- From: <skall@nist.gov>
- Date: Sun, 8 Sep 2002 22:14:17 -0400
- To: Alex Rousskov <rousskov@measurement-factory.com>
- Cc: Mark Skall <mark.skall@nist.gov>, www-qa@w3.org
Quoting Alex Rousskov <rousskov@measurement-factory.com>: > > On Sat, 7 Sep 2002, Mark Skall wrote: > > > 3) which a person or software can check that the requirement has been > met > > > > Software (perhaps combined with human judgement) does "check" that > > the requirement has been met. It may not "prove" that the > > requirement has been met, but it certainly checks. In fact, if done > > correctly, it "checks" with a high degree of probability that the > > checking is correct. > > Nice trick! Can you come up with any example (real or imaginable) of a > spec that will not be testable according to your interpretation of the > phrase "check the requirement"? No, this is not a trick.
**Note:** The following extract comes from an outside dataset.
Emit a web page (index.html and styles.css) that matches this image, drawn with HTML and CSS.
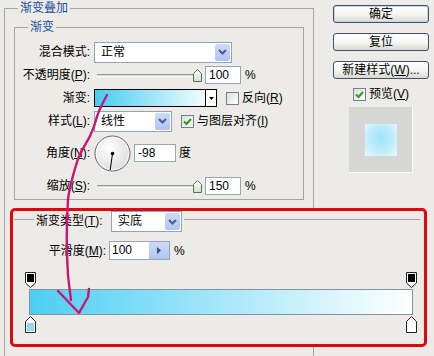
FILE: index.html
```html
<!DOCTYPE html>
<html lang="zh-CN">
<head>
    <meta charset="UTF-8">
    <title>渐变叠加</title>
    <link rel="stylesheet" href="styles.css">
</head>
<body>
<div class="dialog">
    <fieldset class="outer">
        <legend>渐变叠加</legend>
        <fieldset class="inner">
            <legend>渐变</legend>
            <div class="form">
                <span class="lbl">混合模式:</span>
                <div class="ctl">
                    <span class="select mode"><span class="val">正常</span><span class="drop"><svg width="9" height="6" viewBox="0 0 9 6"><path d="M1 1l3.5 3.5L8 1" fill="none" stroke="#4a5e86" stroke-width="2"/></svg></span></span>
                </div>

                <span class="lbl">不透明度(<u>P</u>):</span>
                <div class="ctl">
                    <span class="slider"><span class="track"></span><svg class="thumb" width="9" height="13" viewBox="0 0 9 13"><defs><linearGradient id="tg1" x1="0" y1="0" x2="0" y2="1"><stop offset="0" stop-color="#fff"/><stop offset="1" stop-color="#cde2c6"/></linearGradient></defs><path d="M4.5 .5L8.5 4.5V12.5H.5V4.5z" fill="url(#tg1)" stroke="#5f6f5f"/></svg></span>
                    <span class="num">100</span>
                    <span class="unit">%</span>
                </div>

                <span class="lbl">渐变:</span>
                <div class="ctl">
                    <span class="gpick"><span class="gfill"></span><span class="gdrop"><svg width="5" height="3" viewBox="0 0 5 3"><path d="M0 0h5L2.5 3z" fill="#000"/></svg></span></span>
                    <span class="chk"></span>
                    <span class="chk-lbl">反向(<u>R</u>)</span>
                </div>

                <span class="lbl">样式(<u>L</u>):</span>
                <div class="ctl">
                    <span class="select style"><span class="val">线性</span><span class="drop"><svg width="9" height="6" viewBox="0 0 9 6"><path d="M1 1l3.5 3.5L8 1" fill="none" stroke="#4a5e86" stroke-width="2"/></svg></span></span>
                    <span class="chk on"><svg width="11" height="11" viewBox="0 0 11 11"><path d="M2 5.5l2.5 2.5L9 3" fill="none" stroke="#21a121" stroke-width="2"/></svg></span>
                    <span class="chk-lbl">与图层对齐(<u>I</u>)</span>
                </div>

                <span class="lbl">角度(<u>N</u>):</span>
                <div class="ctl">
                    <svg class="dial" width="37" height="37" viewBox="0 0 37 37">
                        <defs><radialGradient id="dg" cx=".4" cy=".35" r=".75"><stop offset="0" stop-color="#fff"/><stop offset="1" stop-color="#d9d9d9"/></radialGradient></defs>
                        <circle cx="18.5" cy="18.5" r="17.5" fill="url(#dg)" stroke="#6c6c6c"/>
                        <circle cx="18.5" cy="18.5" r="16.2" fill="none" stroke="#fff" stroke-opacity=".8"/>
                        <line x1="18.5" y1="18.5" x2="16.2" y2="35" stroke="#000"/>
                        <circle cx="18.5" cy="18.5" r="1.8" fill="#000"/>
                    </svg>
                    <span class="num angle">-98</span>
                    <span class="unit deg">度</span>
                </div>

                <span class="lbl">缩放(<u>S</u>):</span>
                <div class="ctl">
                    <span class="slider"><span class="track"></span><svg class="thumb" width="9" height="13" viewBox="0 0 9 13"><defs><linearGradient id="tg2" x1="0" y1="0" x2="0" y2="1"><stop offset="0" stop-color="#fff"/><stop offset="1" stop-color="#cde2c6"/></linearGradient></defs><path d="M4.5 .5L8.5 4.5V12.5H.5V4.5z" fill="url(#tg2)" stroke="#5f6f5f"/></svg></span>
                    <span class="num">150</span>
                    <span class="unit">%</span>
                </div>
            </div>
        </fieldset>
    </fieldset>

    <div class="side">
        <div class="btn default">确定</div>
        <div class="btn">复位</div>
        <div class="btn last">新建样式(<u>W</u>)...</div>
        <div class="preview-check">
            <span class="chk on"><svg width="11" height="11" viewBox="0 0 11 11"><path d="M2 5.5l2.5 2.5L9 3" fill="none" stroke="#21a121" stroke-width="2"/></svg></span>
            <span>预览(<u>V</u>)</span>
        </div>
        <div class="preview"><div class="swatch"></div></div>
    </div>

    <div class="editor">
        <div class="type-row">
            <span class="type-lbl">渐变类型(<u>T</u>):</span>
            <span class="select type"><span class="val">实底</span><span class="drop"><svg width="9" height="6" viewBox="0 0 9 6"><path d="M1 1l3.5 3.5L8 1" fill="none" stroke="#4a5e86" stroke-width="2"/></svg></span></span>
        </div>
        <div class="smooth-row">
            <span class="smooth-lbl">平滑度(<u>M</u>):</span>
            <span class="spin"><span class="spin-val">100</span><span class="spin-btn"><svg width="4" height="7" viewBox="0 0 4 7"><path d="M0 0l4 3.5L0 7z" fill="#3b4f7a"/></svg></span></span>
            <span class="unit">%</span>
        </div>
        <div class="ramp">
            <div class="bar"></div>
            <svg class="stop top left" width="11" height="16" viewBox="0 0 11 16"><path d="M.5 .5H10.5V11L5.5 15.5L.5 11z" fill="#fff" stroke="#222"/><rect x="2" y="2" width="7" height="8" fill="#000"/></svg>
            <svg class="stop top right" width="11" height="16" viewBox="0 0 11 16"><path d="M.5 .5H10.5V11L5.5 15.5L.5 11z" fill="#fff" stroke="#222"/><rect x="2" y="2" width="7" height="8" fill="#000"/></svg>
            <svg class="stop bottom left" width="11" height="17" viewBox="0 0 11 17"><path d="M5.5 .5L10.5 5.5V16.5H.5V5.5z" fill="#fff" stroke="#222"/><rect x="2" y="7" width="7" height="8" fill="#8fd8f0"/></svg>
            <svg class="stop bottom right" width="11" height="17" viewBox="0 0 11 17"><path d="M5.5 .5L10.5 5.5V16.5H.5V5.5z" fill="#fff" stroke="#222"/></svg>
        </div>
    </div>

    <svg class="scribble" width="434" height="356" viewBox="0 0 434 356">
        <path d="M107 95C102 104 98 112 96 120C94 128 92 132 90 136C86 144 80 152 77 162C73 175 69 188 68 200C66 230 67 260 68 275C69 285 70 292 71 300M58 291L79 313L88 297L89 289" fill="none" stroke="#cc1573" stroke-width="2.4" stroke-linecap="round" stroke-linejoin="round"/>
    </svg>
</div>
</body>
</html>
```

FILE: styles.css
```css
html, body {
    margin: 0;
    padding: 0;
    overflow: hidden;
}
body {
    background-color: #ecebe7;
    color: #000;
    font-family: "Liberation Sans", "Noto Sans CJK SC", sans-serif;
    font-size: 12px;
}
u {
    text-decoration: underline;
}
.dialog {
    position: relative;
    width: 434px;
    height: 356px;
    overflow: hidden;
    box-sizing: border-box;
    padding: 1px 0 0 4px;
    display: grid;
    grid-template-columns: 310px 1fr;
    grid-template-rows: 207px 139px 60px;
}

/* group boxes */
.outer {
    grid-column: 1;
    grid-row: 1 / 4;
    margin: 0;
    padding: 5px 9px 0 9px;
    border: 1px solid #a4a4a4;
    min-width: 0;
}
.outer > legend {
    margin-left: 4px;
    padding: 0 2px;
    line-height: 14px;
    color: #1f4fa0;
}
.inner {
    margin: 0;
    padding: 7px 0 0 0;
    border: 1px solid #a4a4a4;
    min-width: 0;
}
.inner > legend {
    margin-left: 13px;
    padding: 0 2px;
    line-height: 14px;
    color: #1f4fa0;
}
.form {
    display: grid;
    grid-template-columns: 75px 1fr;
    grid-template-rows: 22px 24px 22px 24px 40px 26px;
    column-gap: 4px;
    align-items: center;
}
.lbl {
    text-align: right;
    line-height: 14px;
    white-space: nowrap;
}
.ctl {
    display: flex;
    align-items: center;
    line-height: 14px;
}

/* controls */
.select {
    display: flex;
    align-items: center;
    height: 21px;
    box-sizing: border-box;
    border: 1px solid #8ea3bf;
    background: #fff;
}
.select .val {
    flex: 1;
    padding-left: 6px;
}
.select .drop {
    width: 15px;
    height: 17px;
    margin-right: 1px;
    border-radius: 2px;
    background: linear-gradient(#cddbfb, #afc4f2);
    display: flex;
    align-items: center;
    justify-content: center;
}
.select.mode {
    width: 138px;
}
.select.style {
    width: 78px;
}
.select.type {
    width: 71px;
    margin-left: 5px;
}
.slider {
    display: flex;
    align-items: center;
    width: 108px;
}
.track {
    width: 100px;
    height: 3px;
    margin-left: 3px;
    box-sizing: border-box;
    border-top: 1px solid #9a9a9a;
    border-bottom: 1px solid #fff;
    background: #d6d6d6;
}
.thumb {
    margin-left: -4px;
}
.num {
    width: 36px;
    height: 18px;
    box-sizing: border-box;
    border: 1px solid #9aa5b3;
    background: #fff;
    padding-left: 3px;
    line-height: 16px;
    margin-left: 3px;
}
.num.angle {
    width: 42px;
}
.unit {
    margin-left: 4px;
}
.unit.deg {
    margin-left: 3px;
}
.gpick {
    display: flex;
    width: 123px;
    height: 18px;
    box-sizing: border-box;
    border: 1px solid #000;
}
.gfill {
    flex: 1;
    background: linear-gradient(to right, #45cdf3, #f2fcff);
}
.gdrop {
    width: 10px;
    border-left: 1px solid #000;
    background: #fff;
    display: flex;
    align-items: center;
    justify-content: center;
}
.chk {
    width: 13px;
    height: 13px;
    box-sizing: border-box;
    border: 1px solid #6f8098;
    background: linear-gradient(135deg, #dcdcd7, #fff);
    margin-left: 9px;
    display: flex;
    align-items: center;
    justify-content: center;
}
.chk-lbl {
    margin-left: 3px;
    white-space: nowrap;
}

/* right column */
.side {
    grid-column: 2;
    grid-row: 1;
    padding: 4px 0 0 19px;
    width: 96px;
    display: flex;
    flex-direction: column;
}
.btn {
    height: 18px;
    box-sizing: border-box;
    border: 1px solid #414f6c;
    border-radius: 3px;
    background: linear-gradient(#fff, #f4f4f1 55%, #d9d9d2);
    text-align: center;
    line-height: 16px;
    margin-bottom: 10px;
    white-space: nowrap;
}
.btn.default {
    box-shadow: inset 0 0 0 1px #c4d3ee;
}
.btn.last {
    margin-bottom: 8px;
}
.preview-check {
    display: flex;
    align-items: center;
    justify-content: center;
    height: 14px;
    line-height: 14px;
    gap: 3px;
}
.preview-check .chk {
    margin-left: 0;
}
.preview {
    width: 64px;
    height: 66px;
    margin: 6px auto 0;
    box-sizing: border-box;
    background: #d6d6d5;
    border-right: 1px solid #fafafa;
    border-bottom: 1px solid #fafafa;
    display: flex;
    align-items: center;
    justify-content: center;
}
.swatch {
    width: 32px;
    height: 32px;
    background: radial-gradient(ellipse at 50% 45%, #a2e2fa 0%, #b9eafb 45%, #eaf9fe 100%);
}

/* gradient editor, pasted over the dialog */
.editor {
    grid-column: 1 / 3;
    grid-row: 2;
    position: relative;
    z-index: 1;
    margin: 0 7px 0 6px;
    box-sizing: border-box;
    border: 3px solid #e1060e;
    border-radius: 5px;
    background: #ecebe7;
}
.type-row {
    display: flex;
    align-items: flex-start;
    height: 21px;
    margin: 0 4px 0 1px;
    line-height: 21px;
}
.type-row::before,
.type-row::after {
    content: "";
    margin-top: 8px;
    border-top: 1px solid #a4a4a4;
}
.type-row::before {
    width: 20px;
}
.type-row::after {
    flex: 1;
    margin-left: 2px;
}
.type-lbl {
    width: 70px;
    margin-left: 2px;
    white-space: nowrap;
}
.smooth-row {
    display: flex;
    align-items: center;
    height: 19px;
    margin-top: 9px;
    line-height: 14px;
}
.smooth-lbl {
    width: 93px;
    text-align: right;
    white-space: nowrap;
}
.spin {
    display: flex;
    height: 19px;
    box-sizing: border-box;
    margin-left: 3px;
    border: 1px solid #9aa5b3;
}
.spin-val {
    width: 39px;
    box-sizing: border-box;
    padding-left: 2px;
    background: #fff;
    line-height: 17px;
}
.spin-btn {
    width: 20px;
    background: linear-gradient(#cddbfb, #afc4f2);
    display: flex;
    align-items: center;
    justify-content: center;
}
.ramp {
    position: relative;
    width: 384px;
    margin: 12px 0 0 16px;
    padding: 17px 0 18px;
}
.bar {
    height: 26px;
    box-sizing: border-box;
    border: 1px solid #8794a0;
    background: linear-gradient(to right, #4ccff3, #ffffff);
}
.stop {
    position: absolute;
    display: block;
}
.stop.top {
    top: 0;
}
.stop.bottom {
    bottom: 0;
}
.stop.left {
    left: -4px;
}
.stop.right {
    right: -4px;
}

/* hand-drawn annotation arrow */
.scribble {
    position: absolute;
    left: 0;
    top: 0;
    z-index: 2;
    pointer-events: none;
}
```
Just like in testing, one can only test exactly what the spec says. Likewise, we are only allowed to analyze what our spec says - ceratinly not what you think it says. Again, what it says is "check". Of course, thee are many specs that are not testable with the "check" phrase. The whole point is that requirements can't be "checked" if they are not precisely defined and what we are encouraging with this wording is the exact wording of requirements. If a requirement is ambiguous, contradictory, or just plain vague it can't be checked. > I can "check" anything if the "process of checking" implies nothing. I > can say that I "checked" a requirement if I simply read it! What is > the point of introducing a definition if practically all specs satisfy > it? Again, read the above response. A requirement can't be "checked" unless it is precisely defined.